No. 138

May is a great month. It allows me to comfortably leave my window wide open. When the golden sun isn’t seeping in with the intermittent breeze, it’s the cool air billowing down across my sheets and over my skin. There’s a lot to be felt and enjoyed in May.

In a computer, everything is recallable all the time, but life is a succession of events that only happen once.

Daft Punk

No. 136

I remember when those older than me would pose the question: “So, what do you want to do with that?, referencing my major, and I would say, “I want to teach”—which is true. I would say it as if to satisfy what they wanted to hear, as a means of reinforcing my confidence. But the more I dwell on my current life standing, the more I realize what I need to do is learn.

I suppose, more than anything, I want to master an art. I want to be uncommonly adept at something - one thing - enough to be called a specialist in it. 

To preface this, I read an essay once where to collect something, say, books, was commensurate to collecting one’s self. A similar principle can be found in something as simple as scanning one’s “likes”. They not only serve as a reflection of one’s interests, but of one’s identity. And in this way, we build ourselves.

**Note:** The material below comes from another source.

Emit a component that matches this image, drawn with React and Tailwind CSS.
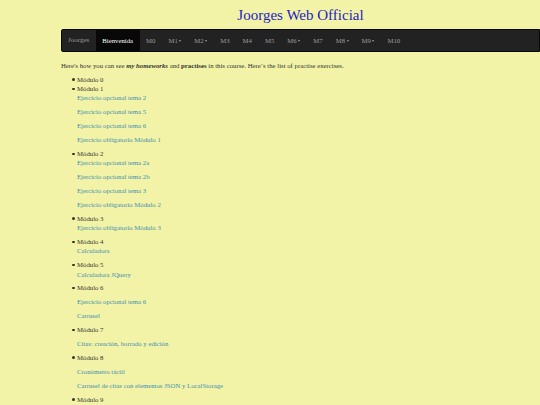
const NAV = [
  { label: 'M0' },
  { label: 'M1', drop: true },
  { label: 'M2', drop: true },
  { label: 'M3' },
  { label: 'M4' },
  { label: 'M5' },
  { label: 'M6', drop: true },
  { label: 'M7' },
  { label: 'M8', drop: true },
  { label: 'M9', drop: true },
  { label: 'M10' },
]

const MODULES = [
  { name: 'Módulo 0', links: [] },
  { name: 'Módulo 1', links: ['Ejercicio opcional tema 2', 'Ejercicio opcional tema 5', 'Ejercicio opcional tema 6', 'Ejercicio obligatorio Módulo 1'] },
  { name: 'Módulo 2', links: ['Ejercicio opcional tema 2a', 'Ejercicio opcional tema 2b', 'Ejercicio opcional tema 3', 'Ejercicio obligatorio Módulo 2'] },
  { name: 'Módulo 3', links: ['Ejercicio obligatorio Módulo 3'] },
  { name: 'Módulo 4', links: ['Calculadora'] },
  { name: 'Módulo 5', links: ['Calculadora JQuery'] },
  { name: 'Módulo 6', gap: true, links: ['Ejercicio opcional tema 6', 'Carrusel'] },
  { name: 'Módulo 7', gap: true, links: ['Citas: creación, borrado y edición'] },
  { name: 'Módulo 8', gap: true, links: ['Cronómetro táctil', 'Carrusel de citas con elementos JSON y LocalStorage'] },
  { name: 'Módulo 9', links: [] },
]

export default function App() {
  return (
    <div className="min-h-screen bg-[#f2f3a6] text-[#333] text-[6.75px] leading-[9.3px] font-['Liberation_Serif',serif]">
      <div className="ml-[61px]">
        {/* header */}
        <h1 className="pt-[7px] pb-[5px] text-center text-[15px] leading-[17px] text-[#2323c4]">Joorges Web Official</h1>

        {/* navbar */}
        <nav className="flex h-[23px] items-stretch bg-[#222] border border-[#080808] rounded-l-[2px] text-[#9d9d9d] mb-[9px]">
          <a className="flex items-center pl-[6px] pr-[6.5px] text-[7px]">Joorges</a>
          <a className="flex items-center px-[6.5px] bg-[#080808] text-white">Bienvenida</a>
          {NAV.map(n => (
            <a key={n.label} className="flex items-center px-[6.5px]">
              {n.label}
              {n.drop && <span className="ml-[1.5px] inline-block w-0 h-0 border-x-[1.5px] border-t-[2px] border-x-transparent border-t-[#9d9d9d]" />}
            </a>
          ))}
        </nav>

        <p className="mb-[4.6px]">
          Here's how you can see <b><i>my homeworks</i></b> and <b>practises</b> in this course. Here´s the list of practise exercises.
        </p>

        <ul className="pl-[16px]">
          {MODULES.map(m => (
            <li key={m.name} className="relative">
              <span className="absolute left-[-5px] top-[3.5px] w-[2.5px] h-[2.5px] rounded-full bg-[#333]" />
              {m.name}
              {m.links.map((l, i) => (
                <p key={l} className={`mb-[4.6px] ${m.gap && i === 0 ? 'mt-[4.6px]' : ''}`}>
                  <a className="text-[#3d8fb3]">{l}</a>
                </p>
              ))}
            </li>
          ))}
        </ul>
      </div>
    </div>
  )
}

When it comes time for me to make a career of something, I want it to incite in me a feeling that cannot be satiated. Sometimes I feel as if I spread myself too thin; I do a lot of things, but I don’t consider myself an expert in any specific one. It would be something I could build a life out of—a microcosm of sorts. But mostly, I want it to be pleasant. 

She & Him - Turn To White

1 week ago

For it is through struggle and sorrow that people are able to participate in one another—the heartlessness of the healthy, well-fed, and unsorrowful person has in it an infinite smugness.

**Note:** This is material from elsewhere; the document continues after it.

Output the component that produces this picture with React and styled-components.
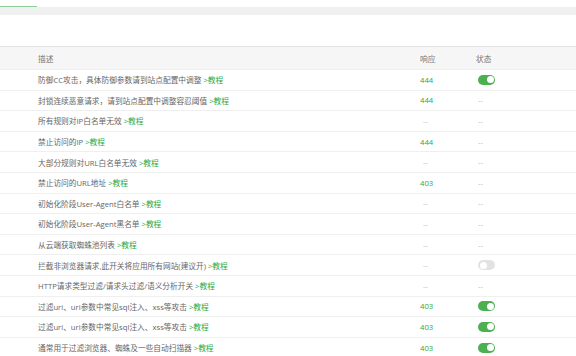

Steinbeck’s The Log from the Sea of Cortez

No. 133

I began listening to the Arctic Monkeys again. In one of their songs, No Buses, Alex Turner sings the lines:

An ache in your soul, it’s everybody’s goal

To get what they can’t have

—and I believe it. Desire is ubiquitous, is nearly inevitable. I think this is because with desire comes the hope of fulfillment. Desire seems to presuppose fulfillment, and so it seems to presuppose pleasure. 

The key word, though, is ’hope’. One of my favorite passages in The Log from the Sea of Cortez is how Steinbeck analogizes genetic mutation with ideological anomaly. He states that survival value is not a prerequisite for mutation; it may help, it may not. Hope functions in a similar way. What is one to believe if they were told that their quality of life may not improve? It’s disheartening. But it does happen on occasion.

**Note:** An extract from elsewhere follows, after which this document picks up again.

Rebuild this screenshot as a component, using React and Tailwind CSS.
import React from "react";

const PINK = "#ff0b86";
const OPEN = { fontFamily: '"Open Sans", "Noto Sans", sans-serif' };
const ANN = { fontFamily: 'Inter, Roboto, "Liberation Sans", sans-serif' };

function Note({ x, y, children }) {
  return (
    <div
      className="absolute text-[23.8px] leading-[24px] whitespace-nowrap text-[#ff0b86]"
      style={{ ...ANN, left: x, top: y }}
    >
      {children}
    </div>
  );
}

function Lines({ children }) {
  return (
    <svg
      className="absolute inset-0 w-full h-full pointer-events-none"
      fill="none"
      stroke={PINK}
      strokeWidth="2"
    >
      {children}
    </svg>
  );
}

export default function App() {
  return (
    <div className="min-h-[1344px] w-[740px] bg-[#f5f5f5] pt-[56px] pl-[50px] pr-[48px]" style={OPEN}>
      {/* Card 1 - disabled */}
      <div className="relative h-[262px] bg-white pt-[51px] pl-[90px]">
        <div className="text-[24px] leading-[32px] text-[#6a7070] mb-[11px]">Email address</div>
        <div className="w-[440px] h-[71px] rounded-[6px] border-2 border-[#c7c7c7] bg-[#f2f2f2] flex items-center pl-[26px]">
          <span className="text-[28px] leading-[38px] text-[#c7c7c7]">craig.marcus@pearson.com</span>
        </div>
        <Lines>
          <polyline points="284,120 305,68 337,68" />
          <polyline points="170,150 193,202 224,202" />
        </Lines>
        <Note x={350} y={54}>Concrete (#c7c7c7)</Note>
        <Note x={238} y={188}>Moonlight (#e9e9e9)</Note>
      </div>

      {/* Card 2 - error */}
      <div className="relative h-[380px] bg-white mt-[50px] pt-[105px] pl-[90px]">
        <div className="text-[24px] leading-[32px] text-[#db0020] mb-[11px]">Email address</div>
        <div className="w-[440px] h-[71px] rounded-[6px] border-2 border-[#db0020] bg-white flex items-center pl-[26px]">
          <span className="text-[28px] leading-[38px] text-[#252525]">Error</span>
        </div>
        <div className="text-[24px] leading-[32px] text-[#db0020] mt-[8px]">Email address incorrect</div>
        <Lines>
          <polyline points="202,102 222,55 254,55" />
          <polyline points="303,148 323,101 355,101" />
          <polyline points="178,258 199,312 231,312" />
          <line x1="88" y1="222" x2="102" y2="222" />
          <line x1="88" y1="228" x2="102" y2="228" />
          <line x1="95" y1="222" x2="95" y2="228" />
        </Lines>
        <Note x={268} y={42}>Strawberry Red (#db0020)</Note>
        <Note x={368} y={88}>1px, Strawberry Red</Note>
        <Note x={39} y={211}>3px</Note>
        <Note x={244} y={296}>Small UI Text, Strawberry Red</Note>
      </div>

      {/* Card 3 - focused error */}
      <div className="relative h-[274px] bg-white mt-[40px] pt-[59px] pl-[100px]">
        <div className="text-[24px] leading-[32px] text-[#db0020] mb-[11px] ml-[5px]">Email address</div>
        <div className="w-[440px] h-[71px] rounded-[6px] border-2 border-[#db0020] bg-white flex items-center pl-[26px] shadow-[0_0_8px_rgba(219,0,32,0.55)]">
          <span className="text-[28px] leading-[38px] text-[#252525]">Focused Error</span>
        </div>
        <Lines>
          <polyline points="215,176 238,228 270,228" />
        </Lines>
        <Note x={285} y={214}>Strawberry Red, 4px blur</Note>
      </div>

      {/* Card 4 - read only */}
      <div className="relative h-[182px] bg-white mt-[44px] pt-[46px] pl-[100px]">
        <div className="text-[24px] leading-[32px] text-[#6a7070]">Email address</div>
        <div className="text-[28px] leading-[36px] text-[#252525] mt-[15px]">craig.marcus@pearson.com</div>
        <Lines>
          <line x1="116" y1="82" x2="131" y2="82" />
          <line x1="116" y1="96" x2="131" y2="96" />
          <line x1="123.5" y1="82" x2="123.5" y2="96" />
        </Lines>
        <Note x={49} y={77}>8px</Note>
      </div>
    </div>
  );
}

However, it must not be forgotten that we’re still here. Hope works. I’d imagine if one is inclined to believe their situation is bound to improve, they’re more apt to take the necessary steps. This is all speculation, of course, of which Steinbeck doesn’t fail to omit.

All I can do now is live in the present moment, and take notice when things are going well. Right now things are going well. To objectify the things that have made life worthwhile for me, there are numerous. But here I’ll enumerate a few: (1) I’m healthy, (2) I have friends that I can count on, and (3) I’m beginning to learn what I deserve.

The more that you talk about a person as a social construction; or as a confluence of forces; or as fragmented; or marginalized, what you do is open up a world of excuses… In short, I think the message here is that we should never simply write ourselves off as the victim of various forces. It’s always our decision who we are.

Robert C. Solomon

No. 130

This is day two with pinkeye, and to be honest it’s quite an interesting sensation: I look in the mirror to see a set of two blood-infused eyeballs, my vision’s slightly blurry and light-sensitive, glazed over by fluid, and my eyelashes feel bound together as if by webbing.

This is the extent of symptoms, though. And it leaves for a pretty dreamy experience. I think I may miss it a little when it’s gone.